Pourquoi donc cette urgence à engager une cession contestée, alors que toutes les tendances économiques de Mattel se sont inversées ? Pourquoi les organes de gouvernance et de tutelle de Tunisie Telecom ne prennent-ils pas en considération tous les éléments relatifs à l’actualisation de la valorisation et au risque juridique encouru ?
Ces organes pourraient facilement lever toute opacité moyennant des actions logiques et simples telles que par exemple exiger une valorisation actualisée et expertisée de Tunisie Telecom, une garantie contre un « back to back » moyennant des clauses contractuelles de revente et le versement d’un complément de prix en cas de plus-value, ou encore une solution négociée et agréée par les trois parties de Mattel pour éliminer les risques vécus avec la Banque Franco Tunisienne, dont l’actionnaire a fait condamner l’Etat tunisien à une compensation de plus de 1 milliard USD …
En finalité, l’Etat tunisien est actionnaire majoritaire à la fois de Tunisie Telecom et de Tunisair, deux des plus grandes entreprises publiques tunisiennes.
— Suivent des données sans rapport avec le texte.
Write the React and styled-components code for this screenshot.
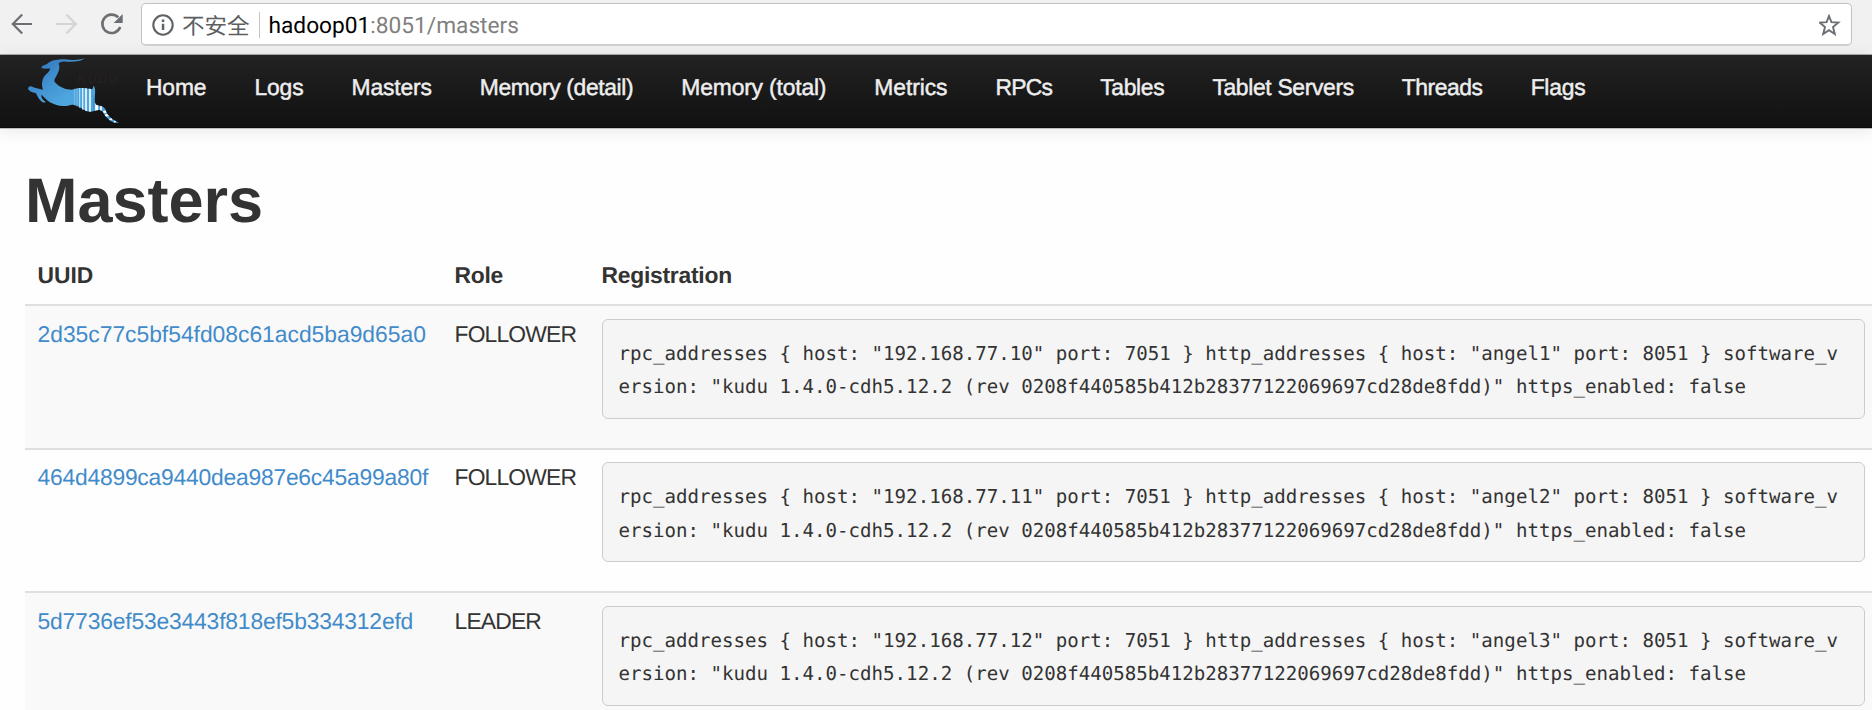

Le gouvernement semble ne pas retenir la leçon des positions prises par le patron de BSA contre Tunisair , et continue de lui faire les « yeux doux » dans le cadre de la cession de Mattel, sans prendre en considération le background juridique et économique de l’affaire « Mauritania Airways », et les dégâts occasionnés au niveau de la réputation.
Si par mégarde ou insouciance l’Etat tunisien vienne à négliger l’ensemble des informations listées par les lanceurs d’alerte et les parties prenantes, il court pour la énième fois le risque de s’empêtrer dans des imbroglios juridiques lourds, pour se trouver exposé à des dégâts et pertes économiques qui contribuent à remettre en cause la notoriété technique et d’affaires tunisienne.
Contacté à plusieurs reprises, le Ministère des Technologies de la communication et de l’économie numérique s’es abstenu de commenter. A noter enfin, que l’ancien Ministre des Télécommunications, sous Ben Ali, qui a veillé à la création de Mattel en 2000, a été poursuivi et lourdement condamné par la justice tunisienne, et s’est refugié en Mauritanie.